Like other Unity networking stacks, FishNet runs shared NetworkBehaviour logic on both the server and clients, and the same guards apply: IsServer, IsClient, IsOwner. The prediction layer makes the server and client split sharper, because the client deliberately runs ahead of the server and then snaps back. A crash that fires on the client but never on the server often means a predicted value escaped into code that assumed authoritative state, and capturing the role makes that distinction instant.

Capture the owning connection too. FishNet ownership drives who may predict for an object, and ownership changes mid match, for example when a player picks up a controllable object, are a classic crash trigger. A replicate running for an object whose ownership just transferred, or a reconcile applied to an object the client no longer owns, produces an exception that only makes sense once you can see the owner at crash time.
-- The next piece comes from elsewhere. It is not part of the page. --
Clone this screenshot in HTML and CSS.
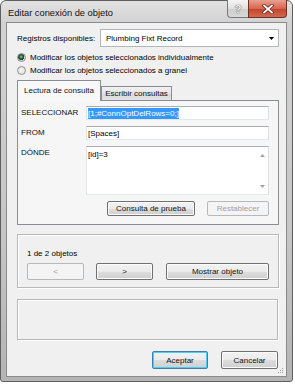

Role plus owner plus pass narrows a FishNet crash from a whole subsystem to a single transition.

Spawn timing and RPC races

FishNet spawns and despawns networked objects across the connection, and like any such system it has windows where a message arrives for an object that is not ready or already gone. An ObserversRpc that targets a despawned object, a TargetRpc sent to a client mid disconnect, or a spawn message processed before dependencies initialize all produce crashes that depend on network timing rather than logic. Recording whether the object was spawned and initialized when the crash occurred separates these races from steady state bugs.

The reconcile system raises the stakes because spawn timing interacts with prediction: an object that spawns during a replay can leave your state machine in a configuration it never reaches in normal play. Capturing the spawn state alongside the tick and pass lets you see when a crash sits at the intersection of spawn timing and reconciliation, which is the single nastiest category of FishNet bug. Those are the ones worth reproducing carefully with simulated latency, because they will keep hitting players otherwise.

Reproducing under simulated latency

The reason FishNet crashes evade local testing is the absence of latency, so the reproduction strategy is to add it back deliberately. FishNet and Unity both offer latency and packet loss simulation, and once your crash reports tell you a bug fires during reconcile at a certain tick depth, you can dial in the ping that produces that depth. You are no longer guessing which of a hundred frames diverged; the captured tick and pass tell you exactly how far the client had run ahead when it broke.

Combine that with the owning connection and you can script a precise repro: connect a second client, transfer ownership at the moment the reports indicate, and apply enough latency to force a deep reconcile. This turns the most intimidating FishNet crashes, the ones that only ever appeared in player reports, into something you can step through in the editor. The captured context is what converts an unreproducible prediction desync into a bug with a clear set of conditions you can recreate on demand.

Setting it up with Bugnet

Bugnet captures FishNet crashes with their full stack trace and device context, and the in game report button snapshots the game state at the moment of failure, so you see the scene and objects involved alongside the exception. To make prediction crashes tractable, use custom fields to attach the role (server or client), the owning connection, the current tick, and whether a replicate or reconcile pass was running. Those few fields are the difference between a random null and a clearly located reconciliation bug, all collected in one dashboard.

Bugnet folds duplicate reports into a single issue with an occurrence count, which suits FishNet crashes that recur across many sessions at varying latencies. You can see that a reconcile crash hit 95 times, always on clients, always after an ownership change, and prioritize it over a rarer spawn race. Filtering by role and pass confirms whether a fix landed, and the occurrence count tells you whether a prediction bug is a long tail nuisance or a top priority affecting most of your higher ping players.

Hardening prediction over time

Make prediction context part of your standard reporting so every FishNet crash records its pass, tick, role, and owner without extra thought. The instrumentation is small and lives in your reporting wrapper, and it pays off every time a player on a bad connection hits a reconcile bug you could never see locally. Teams that skip it spend release after release rediscovering that prediction is involved, instead of reading it off the report and moving straight to the fix.

As you accumulate grouped crashes, you build a map of which of your predicted behaviours survive reconciliation cleanly and which do not. That map guides where to add deterministic state handling and where ownership transitions need guarding. The end state is a netcode layer where prediction crashes are rare and, when they do appear, arrive with the exact tick and pass that produced them, so the fix is a focused change rather than a hunt through your entire gameplay loop.

FishNet prediction crashes hide because the editor has no latency. Capture the pass, tick, and owner, then add the ping back to reproduce them on demand.